HACKER Q&A
📣 jtonti

What will knowledge workers do when most knowledge work is done with AI?


It seems that fairly quickly here 7 or 8 (my estimate) out of every 10 knowledge workers will be out of a job.

There’s nothing malicious about it, they will (and I will too) just be irrelevant.

I get the whole argument about humans have done this before, agrarian > industrial > service economic transitions blah blah. Not saying it’s impossible for broad swaths of people to reskill/repurpose themselves, I just think the structural displacement this time around because of the massive amount of human labor AI makes irrelevant is pretty hardcore.

It doesn't seem like a humans created value X way and now we’ll just create value Y way situation. Instead we'll have to reconsider value creation from zero, post-capitalist world type stuff, no?


  👤 anenefan Accepted Answer ✓
Given a more immediate time frame of next 20 years or so, a job being replaced with cheap A.I. will most definitely come down to context of the job regardless how talented the person was filling that role. Even mission critical circumstances, A.I. will probably end up doing the heavy lifting with talent overseeing all aspects of the A.I. performance - that is providing training data is or becomes sufficiently knowledgeable.

Some fields are going to be more susceptible to being replaced faster and harder, given a long history of knowledge which has already been published and peer reviewed that is suitable for more than 90% .. 95% of existing issues. As it happens some fields just are not well documented, cryptic at best and any ideas A.I. would be adequate will cost whatever company dearly.

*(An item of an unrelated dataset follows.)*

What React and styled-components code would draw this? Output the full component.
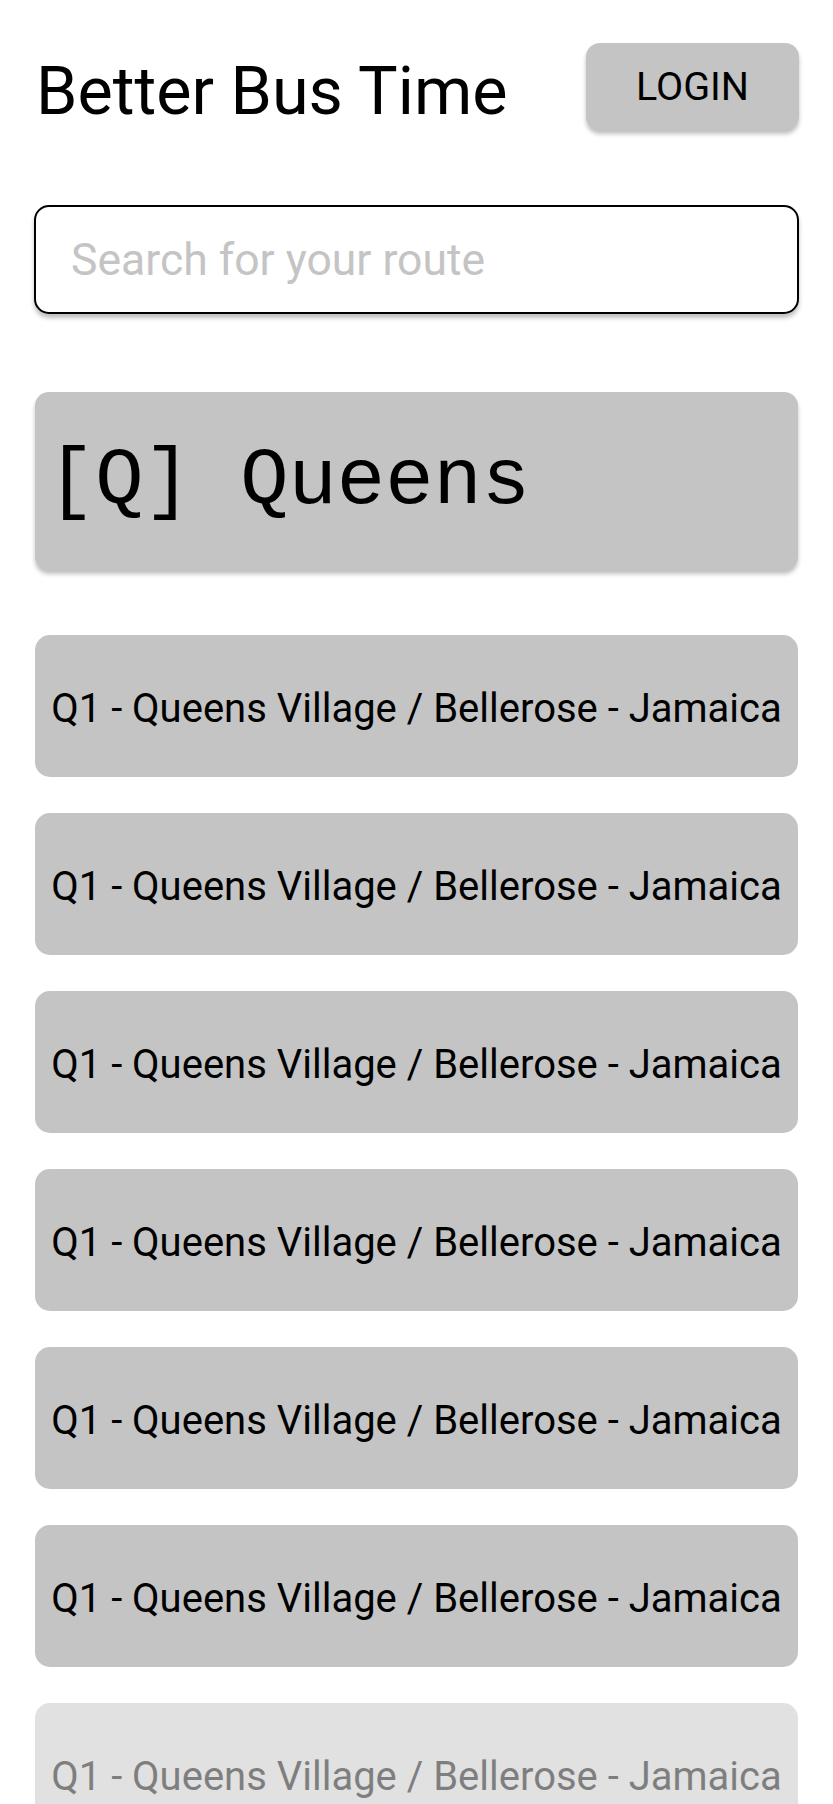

In saying that, since so much information has been or in the process of being censored, those running A.I. will have to be very careful to ensure their knowledge is complete as it can be. The company will have to get their hands on obscure books and work out some copyright deal with numerous publishing companies. I say that as the web seems in recent years to have been uncluttered of small but fascinating facts, with a focus of streamlining broader facts into single entry easy to consume packages.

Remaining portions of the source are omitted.